The lawsuit alleges Cruz was attempting to leave the gas station when his vehicle was struck by a police car.
Cruz fled the scene but later surrendered and was pulled from his vehicle and handcuffed. He was then kicked, punched and pushed to the ground, according to the lawsuit. At least 15 officers, the lawsuit added, participated in the attack and failed to intervene. Many of the facts alleged in the lawsuit were captured on body camera video.
A 2021 Newsday investigation cast doubts on the official police account of the incident. Criminal justice experts who reviewed surveillance video said it contradicted an officer's sworn accusation that Cruz intentionally rammed his police car while trying to flee from a Coram gas station. The experts said the officer, Frank Filberto, may have filed a false report.
Suffolk prosecutors in June 2021 dropped three of five charges filed against Cruz, telling a judge they could not prove Cruz was guilty of second-degree assault, third-degree criminal mischief and resisting arrest. Cruz pleaded guilty to petit larceny in September 2022 and was sentenced to time served.
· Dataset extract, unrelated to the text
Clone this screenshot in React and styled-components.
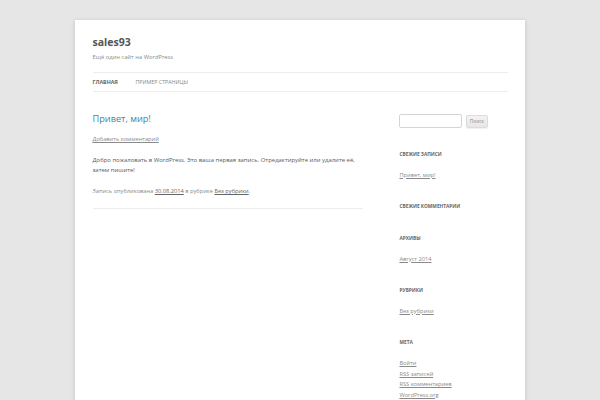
import React from "react";
import styled, { createGlobalStyle } from "styled-components";

const GlobalStyle = createGlobalStyle`
  html, body { margin: 0; padding: 0; }
  body {
    background: #e6e6e6;
    font-family: "Open Sans", "Noto Sans", sans-serif;
    color: #444;
  }
  a { color: inherit; }
`;

const Site = styled.div`
  width: 415px;
  margin: 20px auto 0;
  padding: 0 17.5px 40px;
  background: #fff;
  box-shadow: 0 1px 4px rgba(100, 100, 100, 0.3);
`;

const Header = styled.header`
  padding: 16px 0 11px;
`;

const SiteTitle = styled.h1`
  margin: 0;
  font-size: 10.5px;
  line-height: 13.5px;
  font-weight: 700;
  color: #555;
`;

const Description = styled.h2`
  margin: 2px 0 0;
  font-size: 5.8px;
  line-height: 10.5px;
  font-weight: 400;
  color: #8a8a8a;
`;

const Nav = styled.nav`
  margin-top: 10px;
`;

const Menu = styled.ul`
  list-style: none;
  margin: 0;
  padding: 0;
  display: flex;
  gap: 17.6px;
  border-top: 1px solid #ededed;
  border-bottom: 1px solid #ededed;
`;

const MenuItem = styled.li`
  font-size: 5.3px;
  line-height: 18px;
  text-transform: uppercase;
  color: ${(p) => (p.$current ? "#666" : "#888")};
  font-weight: ${(p) => (p.$current ? 700 : 400)};
`;

const Wrapper = styled.div`
  display: flex;
  justify-content: space-between;
  align-items: flex-start;
  padding-top: 11px;
`;

const Content = styled.main`
  width: 65.104%;
`;

const Article = styled.article`
  padding-bottom: 11px;
  border-bottom: 1px solid #ededed;
`;

const EntryTitle = styled.h1`
  margin: 0;
  font-size: 9.2px;
  line-height: 10.5px;
  font-weight: 400;
  color: #3d86a8;
`;

const CommentsLink = styled.div`
  margin-top: 9.5px;
  font-size: 5.7px;
  line-height: 10.5px;
  color: #8a8a8a;
  a { text-decoration: underline; }
`;

const EntryContent = styled.div`
  margin-top: 10.5px;
  font-size: 5.95px;
  line-height: 10.4px;
  color: #5a5a5a;
  p { margin: 0 0 10.5px; }
`;

const EntryMeta = styled.footer`
  font-size: 5.7px;
  line-height: 10.5px;
  color: #8a8a8a;
  a { color: #666; text-decoration: underline; }
`;

const Sidebar = styled.aside`
  width: 26.041%;
`;

const Widget = styled.section`
  margin-bottom: 21px;
`;

const SearchForm = styled.form`
  display: flex;
  align-items: center;
  gap: 3.5px;
`;

const SearchInput = styled.input`
  box-sizing: border-box;
  width: 63px;
  height: 14px;
  padding: 0 3px;
  border: 1px solid #d4d4d4;
  border-radius: 2px;
  font-family: inherit;
  font-size: 5.7px;
  background: #fff;
`;

const SearchButton = styled.button`
  box-sizing: border-box;
  height: 13px;
  width: 22px;
  padding: 0;
  border: 1px solid #dcdcdc;
  border-radius: 2px;
  background: linear-gradient(#f4f4f4, #e6e6e6);
  box-shadow: 0 1px 1px rgba(64, 64, 64, 0.08);
  font-family: inherit;
  font-size: 4.8px;
  line-height: 11px;
  color: #8a8a8a;
`;

const WidgetTitle = styled.h3`
  margin: 0 0 10.4px;
  font-size: 4.8px;
  line-height: 10.4px;
  font-weight: 700;
  text-transform: uppercase;
  color: #666;
`;

const WidgetList = styled.ul`
  list-style: none;
  margin: 0;
  padding: 0;
`;

const WidgetItem = styled.li`
  font-size: 5.7px;
  line-height: 10.5px;
  color: #8a8a8a;
  a { text-decoration: underline; }
`;

const widgets = [
  { title: "Свежие записи", items: ["Привет, мир!"] },
  { title: "Свежие комментарии", items: [] },
  { title: "Архивы", items: ["Август 2014"] },
  { title: "Рубрики", items: ["Без рубрики"] },
  {
    title: "Мета",
    items: ["Войти", "RSS записей", "RSS комментариев", "WordPress.org"],
  },
];

export default function App() {
  return (
    <>
      <GlobalStyle />
      <Site>
        <Header>
          <SiteTitle>sales93</SiteTitle>
          <Description>Ещё один сайт на WordPress</Description>
          <Nav>
            <Menu>
              <MenuItem $current>Главная</MenuItem>
              <MenuItem>Пример страницы</MenuItem>
            </Menu>
          </Nav>
        </Header>
        <Wrapper>
          <Content>
            <Article>
              <EntryTitle>Привет, мир!</EntryTitle>
              <CommentsLink>
                <a href="#">Добавить комментарий</a>
              </CommentsLink>
              <EntryContent>
                <p>
                  Добро пожаловать в WordPress. Это ваша первая запись.
                  Отредактируйте или удалите её, затем пишите!
                </p>
              </EntryContent>
              <EntryMeta>
                Запись опубликована <a href="#">30.08.2014</a> в рубрике{" "}
                <a href="#">Без рубрики</a>.
              </EntryMeta>
            </Article>
          </Content>
          <Sidebar>
            <Widget>
              <SearchForm onSubmit={(e) => e.preventDefault()}>
                <SearchInput type="text" />
                <SearchButton type="submit">Поиск</SearchButton>
              </SearchForm>
            </Widget>
            {widgets.map((w) => (
              <Widget key={w.title}>
                <WidgetTitle>{w.title}</WidgetTitle>
                {w.items.length > 0 && (
                  <WidgetList>
                    {w.items.map((it) => (
                      <WidgetItem key={it}>
                        <a href="#">{it}</a>
                      </WidgetItem>
                    ))}
                  </WidgetList>
                )}
              </Widget>
            ))}
          </Sidebar>
        </Wrapper>
      </Site>
    </>
  );
}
Two officers were suspended and four others were placed on modified duty after former Suffolk County Executive Steve Bellone and Hart released body camera footage of the incident, county and police officials said at the time.
A special grand jury investigated for nine months and Cameron was the only officer charged, for allegedly filing a false police report that said Cruz had resisted arrest. Suffolk County Judge Timothy P. Mazzei dismissed the charges against Cameron in March 2022, saying the evidence submitted to the grand jury was "not legally sufficient."
That, Brewington said, suggests that officials conducted a sham investigation to shield police from accountability. Making the Internal Affairs documents public, he said, will bring transparency — and justice.